How To Use Forward-Looking Stress Testing

You’ve likely fielded many questions about these macro events over the past 18 months. If you’re reading the papers daily, you can recite the latest headlines, but that’s not the kind of insight clients seek.

What they’re really asking for is reassurance. With so much uncertainty in the world, they wonder, will my portfolio be okay? While no one can answer that question definitively, stress testing can help ease fears by helping you visualize potential outcomes.

So how do you use stress testing to calm investors and fortify their resolve to stay the course? It’s a mix of tech and behavioral finance principles.

  1. Ask Clients About Their Concerns

    Orion’s Chief Behavioral Officer, Dr. Daniel Crosby, has spoken before about engaging with clients in a down market. Productive conversations begin with an emotionally-attuned level set.

    Ask clients how they’re feeling, and use your EQ skills of active listening and empathy to hear what they’re saying.

    If you hear uncertainty or concern around certain investing strategies you have in place, or specific macroeconomic fears, affirm your client’s feelings by acknowledging that you hear them and understand where they’re coming from. Then, turn to risk management tools to help them reframe their current thinking about the economic red flags they’re seeing.

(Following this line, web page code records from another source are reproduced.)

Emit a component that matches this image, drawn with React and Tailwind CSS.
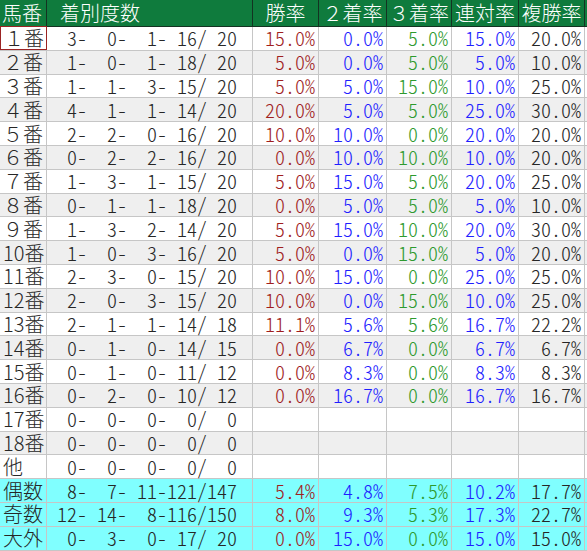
import React from "react";

const rows = [
  ["１番", [3, 0, 1, 16, 20], ["15.0", "0.0", "5.0", "15.0", "20.0"]],
  ["２番", [1, 0, 1, 18, 20], ["5.0", "0.0", "5.0", "5.0", "10.0"]],
  ["３番", [1, 1, 3, 15, 20], ["5.0", "5.0", "15.0", "10.0", "25.0"]],
  ["４番", [4, 1, 1, 14, 20], ["20.0", "5.0", "5.0", "25.0", "30.0"]],
  ["５番", [2, 2, 0, 16, 20], ["10.0", "10.0", "0.0", "20.0", "20.0"]],
  ["６番", [0, 2, 2, 16, 20], ["0.0", "10.0", "10.0", "10.0", "20.0"]],
  ["７番", [1, 3, 1, 15, 20], ["5.0", "15.0", "5.0", "20.0", "25.0"]],
  ["８番", [0, 1, 1, 18, 20], ["0.0", "5.0", "5.0", "5.0", "10.0"]],
  ["９番", [1, 3, 2, 14, 20], ["5.0", "15.0", "10.0", "20.0", "30.0"]],
  ["10番", [1, 0, 3, 16, 20], ["5.0", "0.0", "15.0", "5.0", "20.0"]],
  ["11番", [2, 3, 0, 15, 20], ["10.0", "15.0", "0.0", "25.0", "25.0"]],
  ["12番", [2, 0, 3, 15, 20], ["10.0", "0.0", "15.0", "10.0", "25.0"]],
  ["13番", [2, 1, 1, 14, 18], ["11.1", "5.6", "5.6", "16.7", "22.2"]],
  ["14番", [0, 1, 0, 14, 15], ["0.0", "6.7", "0.0", "6.7", "6.7"]],
  ["15番", [0, 1, 0, 11, 12], ["0.0", "8.3", "0.0", "8.3", "8.3"]],
  ["16番", [0, 2, 0, 10, 12], ["0.0", "16.7", "0.0", "16.7", "16.7"]],
  ["17番", [0, 0, 0, 0, 0], null],
  ["18番", [0, 0, 0, 0, 0], null],
  ["他", [0, 0, 0, 0, 0], null],
  ["偶数", [8, 7, 11, 121, 147], ["5.4", "4.8", "7.5", "10.2", "17.7"], true],
  ["奇数", [12, 14, 8, 116, 150], ["8.0", "9.3", "5.3", "17.3", "22.7"], true],
  ["大外", [0, 3, 0, 17, 20], ["0.0", "15.0", "0.0", "15.0", "15.0"], true],
];

const widths = ["w-[47px]", "w-[206px]", "w-[66px]", "w-[68px]", "w-[65px]", "w-[67px]", "w-[66px]"];
const colors = ["text-[#a01e1e]", "text-[#1f1fff]", "text-[#2e9a2e]", "text-[#1f1fff]", "text-[#262626]"];
const heads = ["勝率", "２着率", "３着率", "連対率", "複勝率"];

const pad = (n) => String(n).padStart(3, " ");
const record = (r) => `${pad(r[0])}-${pad(r[1])}-${pad(r[2])}-${pad(r[3])}/${pad(r[4])}`;

export default function App() {
  return (
    <div
      className="w-[587px] h-[551px] bg-white overflow-hidden text-[20px] leading-none font-light text-[#262626]"
      style={{ fontFamily: '"Noto Sans CJK JP", monospace' }}
    >
      <div className="flex h-[27px] bg-[#0f7b3d] text-white border-b border-[#143322]">
        <div className={`${widths[0]} flex items-center pl-[2px] border-r border-[#143322]`}>馬番</div>
        <div className={`${widths[1]} flex items-center pl-[13px] border-r border-[#143322]`}>着別度数</div>
        {heads.map((h, i) => (
          <div key={h} className={`${widths[i + 2]} flex items-center justify-center border-r border-[#143322]`}>
            {h}
          </div>
        ))}
      </div>
      {rows.map(([name, rec, pct, cyan], i) => (
        <div
          key={name}
          className={`flex h-[23.8px] border-b border-[#c6c6c6] ${cyan ? "bg-[#80ffff]" : i % 2 ? "bg-[#efefef]" : "bg-white"}`}
        >
          <div
            className={`${widths[0]} flex items-center pl-[3px] border-r ${i === 0 ? "border border-[#9b2323] -mt-px" : "border-[#c6c6c6]"}`}
          >
            {name}
          </div>
          <div className={`${widths[1]} flex items-center justify-end pr-[15px] whitespace-pre [font-feature-settings:'hwid'] border-r border-[#c6c6c6]`}>
            {record(rec)}
          </div>
          {[0, 1, 2, 3, 4].map((k) => (
            <div
              key={k}
              className={`${widths[k + 2]} flex items-center justify-end pr-[3px] [font-feature-settings:'hwid'] border-r border-[#c6c6c6] ${colors[k]}`}
            >
              {pct ? pct[k] + "%" : ""}
            </div>
          ))}
        </div>
      ))}
    </div>
  );
}
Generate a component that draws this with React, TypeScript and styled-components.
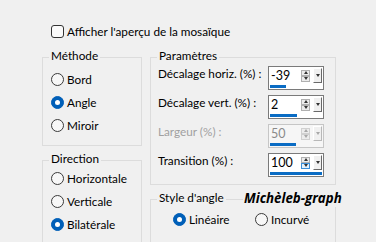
import React from 'react';
import styled, { createGlobalStyle } from 'styled-components';

const GlobalStyle = createGlobalStyle`
  html, body { margin: 0; padding: 0; background: #f0f0f0; }
  body {
    font-family: "Lato", "Segoe UI", sans-serif;
    font-size: 11.75px;
    color: #000;
  }
`;

const Page = styled.div`
  position: relative;
  width: 376px;
  height: 242px;
  overflow: hidden;
  box-sizing: border-box;
  padding: 25px 0 0 42px;
  display: flex;
  flex-direction: column;
  background: #f0f0f0;
`;

const CheckRow = styled.div`
  display: flex;
  align-items: center;
  gap: 3px;
  margin-left: 9px;
  height: 13px;
  line-height: 13px;
  white-space: nowrap;
`;

const CheckBox = styled.span`
  width: 13px;
  height: 13px;
  box-sizing: border-box;
  border: 1px solid #333;
  border-radius: 3px;
  background: #fbfbfb;
  flex: none;
`;

const Columns = styled.div`
  display: flex;
  gap: 8px;
  margin-top: 19px;
`;

const Column = styled.div<{ $width: number }>`
  width: ${p => p.$width}px;
  display: flex;
  flex-direction: column;
  gap: 14px;
`;

const Group = styled.div<{ $height: number }>`
  height: ${p => p.$height}px;
  box-sizing: border-box;
  border: 1px solid #dcdcdc;
  display: flex;
  flex-direction: column;
  flex: none;
`;

const Title = styled.span`
  align-self: flex-start;
  margin: -10px 0 0 6px;
  padding: 0 2px;
  line-height: 16px;
  background: #f0f0f0;
  white-space: nowrap;
`;

const RadioList = styled.div<{ $top: number }>`
  display: flex;
  flex-direction: column;
  padding: ${p => p.$top}px 0 0 8px;
`;

const RadioRow = styled.div`
  display: flex;
  padding: 2px 0 0 22px;
`;

const RadioItem = styled.div<{ $width?: number }>`
  display: flex;
  align-items: center;
  gap: 3px;
  height: 23px;
  white-space: nowrap;
  ${p => (p.$width ? `width: ${p.$width}px;` : '')}
`;

const Circle = styled.span<{ $on?: boolean }>`
  width: 13px;
  height: 13px;
  box-sizing: border-box;
  border-radius: 50%;
  flex: none;
  display: flex;
  align-items: center;
  justify-content: center;
  border: 1px solid ${p => (p.$on ? '#005fb8' : '#3a3a3a')};
  background: ${p => (p.$on ? '#005fb8' : '#f7f7f7')};
  &::after {
    content: '';
    display: ${p => (p.$on ? 'block' : 'none')};
    width: 5px;
    height: 5px;
    border-radius: 50%;
    background: #fff;
  }
`;

const ParamList = styled.div`
  display: flex;
  flex-direction: column;
  margin-top: -1px;
`;

const ParamRow = styled.div`
  height: 29px;
  display: flex;
  align-items: center;
  padding: 0 11px 0 7px;
`;

const ParamLabel = styled.span<{ $disabled?: boolean }>`
  flex: 1;
  margin-bottom: 8px;
  white-space: nowrap;
  color: ${p => (p.$disabled ? '#a0a0a0' : '#000')};
`;

const Spin = styled.div<{ $disabled?: boolean }>`
  width: 56px;
  height: 24px;
  box-sizing: border-box;
  border: 1px solid ${p => (p.$disabled ? '#c6c6c6' : '#7a7a7a')};
  background: ${p => (p.$disabled ? '#f6f6f6' : '#fff')};
  display: flex;
  flex-direction: column;
`;

const SpinTop = styled.div`
  flex: 1;
  display: flex;
  align-items: center;
  padding-left: 2px;
`;

const SpinValue = styled.span<{ $disabled?: boolean }>`
  flex: 1;
  font-size: 12.5px;
  line-height: 14px;
  color: ${p => (p.$disabled ? '#8a8a8a' : '#000')};
`;

const Steppers = styled.div`
  width: 9px;
  display: flex;
  flex-direction: column;
  margin-right: 3px;
`;

const StepBtn = styled.span<{ $hover?: boolean; $disabled?: boolean }>`
  height: 6px;
  box-sizing: border-box;
  border: 1px solid ${p => (p.$hover ? '#3c8fd8' : p.$disabled ? '#d0d0d0' : '#b0b0b0')};
  background: ${p => (p.$hover ? '#e5f1fb' : '#ececec')};
  display: flex;
  align-items: center;
  justify-content: center;
`;

const Tri = styled.span<{ $dir: 'up' | 'down'; $disabled?: boolean }>`
  width: 0;
  height: 0;
  border-left: 2.5px solid transparent;
  border-right: 2.5px solid transparent;
  ${p =>
    p.$dir === 'up'
      ? `border-bottom: 3px solid ${p.$disabled ? '#a8a8a8' : '#333'};`
      : `border-top: 3px solid ${p.$disabled ? '#a8a8a8' : '#333'};`}
`;

const DropBtn = styled.span<{ $disabled?: boolean }>`
  width: 9px;
  height: 15px;
  box-sizing: border-box;
  margin-right: 1px;
  border: 1px solid;
  border-color: #fff ${p => (p.$disabled ? '#b8b8b8' : '#696969')} ${p => (p.$disabled ? '#b8b8b8' : '#696969')} #fff;
  background: #f0f0f0;
  display: flex;
  align-items: center;
  justify-content: center;
`;

const BarTrack = styled.div`
  height: 3px;
  margin: 0 1px 1px 1px;
  display: flex;
`;

const BarFill = styled.div`
  height: 100%;
  background: #0a6cc4;
`;

const Watermark = styled.span`
  position: absolute;
  left: 243px;
  top: 190px;
  padding: 0 1px;
  background: #f0f0f0;
  font-family: "Open Sans", sans-serif;
  font-weight: 700;
  font-style: italic;
  font-size: 13.3px;
  line-height: 17px;
  white-space: nowrap;
`;

type SpinProps = { value: number; min: number; max: number; disabled?: boolean; hover?: boolean };

function SpinBox({ value, min, max, disabled, hover }: SpinProps) {
  const frac = (value - min) / (max - min);
  return (
    <Spin $disabled={disabled}>
      <SpinTop>
        <SpinValue $disabled={disabled}>{value}</SpinValue>
        <Steppers>
          <StepBtn $disabled={disabled}>
            <Tri $dir="up" $disabled={disabled} />
          </StepBtn>
          <StepBtn $disabled={disabled} $hover={hover}>
            <Tri $dir="down" $disabled={disabled} />
          </StepBtn>
        </Steppers>
        <DropBtn $disabled={disabled}>
          <Tri $dir="down" $disabled={disabled} />
        </DropBtn>
      </SpinTop>
      <BarTrack>
        <BarFill style={{ width: `${Math.round(frac * 52)}px` }} />
      </BarTrack>
    </Spin>
  );
}

function Radio({ label, on, width }: { label: string; on?: boolean; width?: number }) {
  return (
    <RadioItem $width={width}>
      <Circle $on={on} />
      <span>{label}</span>
    </RadioItem>
  );
}

export default function App() {
  return (
    <>
      <GlobalStyle />
      <Page>
        <CheckRow>
          <CheckBox />
          <span>Afficher l'aperçu de la mosaïque</span>
        </CheckRow>
        <Columns>
          <Column $width={100}>
            <Group $height={89}>
              <Title>Méthode</Title>
              <RadioList $top={4}>
                <Radio label="Bord" />
                <Radio label="Angle" on />
                <Radio label="Miroir" />
              </RadioList>
            </Group>
            <Group $height={120}>
              <Title>Direction</Title>
              <RadioList $top={0}>
                <Radio label="Horizontale" />
                <Radio label="Verticale" />
                <Radio label="Bilatérale" on />
              </RadioList>
            </Group>
          </Column>
          <Column $width={186}>
            <Group $height={128}>
              <Title>Paramètres</Title>
              <ParamList>
                <ParamRow>
                  <ParamLabel>Décalage horiz. (%) :</ParamLabel>
                  <SpinBox value={-39} min={-100} max={100} />
                </ParamRow>
                <ParamRow>
                  <ParamLabel>Décalage vert. (%) :</ParamLabel>
                  <SpinBox value={2} min={-100} max={100} />
                </ParamRow>
                <ParamRow>
                  <ParamLabel $disabled>Largeur (%) :</ParamLabel>
                  <SpinBox value={50} min={1} max={100} disabled />
                </ParamRow>
                <ParamRow>
                  <ParamLabel>Transition (%) :</ParamLabel>
                  <SpinBox value={100} min={0} max={100} hover />
                </ParamRow>
              </ParamList>
            </Group>
            <Group $height={80}>
              <Title>Style d'angle</Title>
              <RadioRow>
                <Radio label="Linéaire" on width={82} />
                <Radio label="Incurvé" />
              </RadioRow>
            </Group>
          </Column>
        </Columns>
        <Watermark>Michèleb-graph</Watermark>
      </Page>
    </>
  );
}
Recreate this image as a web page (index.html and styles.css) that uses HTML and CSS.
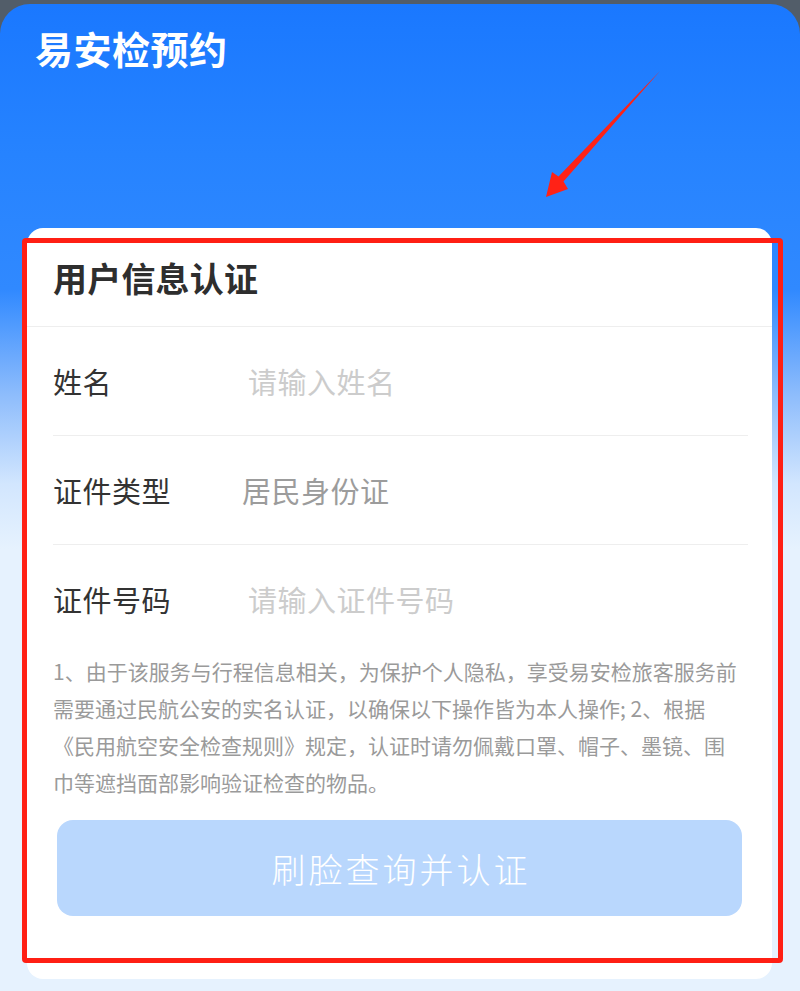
FILE: index.html
```html
<!DOCTYPE html>
<html lang="zh-CN">
<head>
<meta charset="utf-8">
<title>易安检预约</title>
<link rel="stylesheet" href="styles.css">
</head>
<body>
<div class="page">
  <h1 class="title">易安检预约</h1>
  <svg class="arrow" viewBox="0 0 800 991" width="800" height="991" aria-hidden="true">
    <polygon points="660,71 563.5,181.5 568,189 546,197 552,172 558.5,176.5" fill="#ff2216"/>
  </svg>
  <section class="card">
    <div class="highlight"></div>
    <header class="card-head">用户信息认证</header>
    <div class="form">
      <div class="row">
        <span class="label">姓名</span>
        <input class="field" type="text" placeholder="请输入姓名">
      </div>
      <div class="row">
        <span class="label">证件类型</span>
        <span class="value">居民身份证</span>
      </div>
      <div class="row row-last">
        <span class="label">证件号码</span>
        <input class="field" type="text" placeholder="请输入证件号码">
      </div>
      <p class="note">1、由于该服务与行程信息相关，为保护个人隐私，享受易安检旅客服务前<br>需要通过民航公安的实名认证，以确保以下操作皆为本人操作; 2、根据<br>《民用航空安全检查规则》规定，认证时请勿佩戴口罩、帽子、墨镜、围<br>巾等遮挡面部影响验证检查的物品。</p>
      <button class="submit" type="button">刷脸查询并认证</button>
    </div>
  </section>
</div>
</body>
</html>
```

FILE: styles.css
```css
html, body {
  margin: 0;
  padding: 0;
}
body {
  background: #525d69;
  font-family: "Noto Sans CJK SC", "Noto Sans", sans-serif;
  width: 800px;
  height: 991px;
  overflow: hidden;
  position: relative;
}
.page {
  margin-top: 4px;
  height: 987px;
  border-radius: 30px 30px 0 0;
  background: linear-gradient(180deg, #1a78ff 0px, #2683ff 150px, #3089ff 285px, #8dbcfc 390px, #d2e6fe 480px, #e6f2fe 545px, #e6f2fe 100%);
  padding-top: 22px;
  box-sizing: border-box;
}
.title {
  margin: 0;
  padding-left: 35px;
  color: #ffffff;
  font-size: 38px;
  line-height: 44px;
  font-weight: 700;
  letter-spacing: 0.5px;
}
.arrow {
  position: absolute;
  left: 0;
  top: 0;
  pointer-events: none;
}
.card {
  position: relative;
  margin: 158px 28px 0 27px;
  height: 751px;
  background: #ffffff;
  border-radius: 16px;
}
.highlight {
  position: absolute;
  left: -5px;
  top: 10px;
  width: 761px;
  height: 725px;
  box-sizing: border-box;
  border: 5px solid #ff1f14;
  border-radius: 4px;
  pointer-events: none;
}
.card-head {
  height: 98px;
  border-bottom: 1px solid #eeeeee;
  display: flex;
  align-items: center;
  padding-left: 26px;
  font-size: 34px;
  font-weight: 700;
  color: #2e2e2e;
  letter-spacing: 0.2px;
}
.form {
  padding: 0 24px 0 26px;
}
.row {
  height: 108px;
  border-bottom: 1px solid #eeeeee;
  display: flex;
  align-items: center;
}
.row-last {
  border-bottom: none;
}
.label {
  width: 189px;
  flex: none;
  font-size: 29px;
  color: #333333;
  letter-spacing: 0.5px;
}
.field {
  flex: 1;
  border: none;
  outline: none;
  background: transparent;
  padding: 0 0 0 6px;
  font-family: "Noto Sans CJK SC", "Noto Sans", sans-serif;
  font-size: 29px;
  color: #333333;
  letter-spacing: 0.5px;
}
.field::placeholder {
  color: #cccccc;
}
.value {
  font-size: 29px;
  color: #9c9c9c;
  letter-spacing: 0.5px;
}
.note {
  margin: 0;
  font-size: 21px;
  line-height: 37px;
  color: #9a9a9a;
  white-space: nowrap;
}
.submit {
  display: block;
  width: 685px;
  height: 96px;
  margin: 19px 0 0 4px;
  border: none;
  border-radius: 16px;
  background: #b9d7fd;
  color: #ffffff;
  font-family: "Noto Sans CJK SC", "Noto Sans", sans-serif;
  font-size: 34px;
  font-weight: 300;
  letter-spacing: 3px;
  padding: 0 0 0 3px;
}
```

  2. Walk Them Through the Scenario This is where the stress testing scenarios come into play. You can run a client’s portfolio through various scenarios within your risk management tool to illustrate how it may perform in any hypothetical.

    Showing hypothetical performance allows you to illustrate the steps you’ve taken to protect their holdings. You can show how you’ve created a portfolio that insulates against downside, leans into any potential upside and provides the sense of security they need to stay the course on strategy and remain invested throughout the volatility.

    A visual representation of the future can be a powerful educational tool in these client conversations. Stress testing scenarios show that you’ve considered many potential outcomes and have acted proactively to address potential risks. Seeing the stress test results gives investors concrete evidence that they have an advisor who is thinking ahead and considering their best interests.

  3. Follow Up Proactively

    Once you’ve built up client trust through these first two steps, you must work to maintain this relationship.

    If your client has expressed fears about the housing market specifically, make a note to contact them if any particularly bad economic news arises around that topic. 

    Chances are, your client will be tracking those headlines. If you can reach out proactively to reaffirm your understanding of their concerns and reiterate your work to insulate their portfolio against potential bumps in the housing market, you maintain their trust.

    At the end of the day, all technology works best when paired with thoughtful human interactions. Combining industry-leading stress testing and risk management tools with behavioral finance best practices can win client trust and protect your book of business even in the most turbulent of markets.

Access to the services presented is provided solely as a service to financial advisors. Orion Risk Intelligence does not make recommendations or determine the suitability of any security or strategy. Past performance of a security or strategy does not guarantee future results. Orion Risk Intelligence research and tools are provided for informational purposes only. While the information is deemed reliable, Orion Risk Intelligence does not guarantee its accuracy, completeness, or suitability for any purpose, and makes no warranties with respect to the results to be obtained from its use.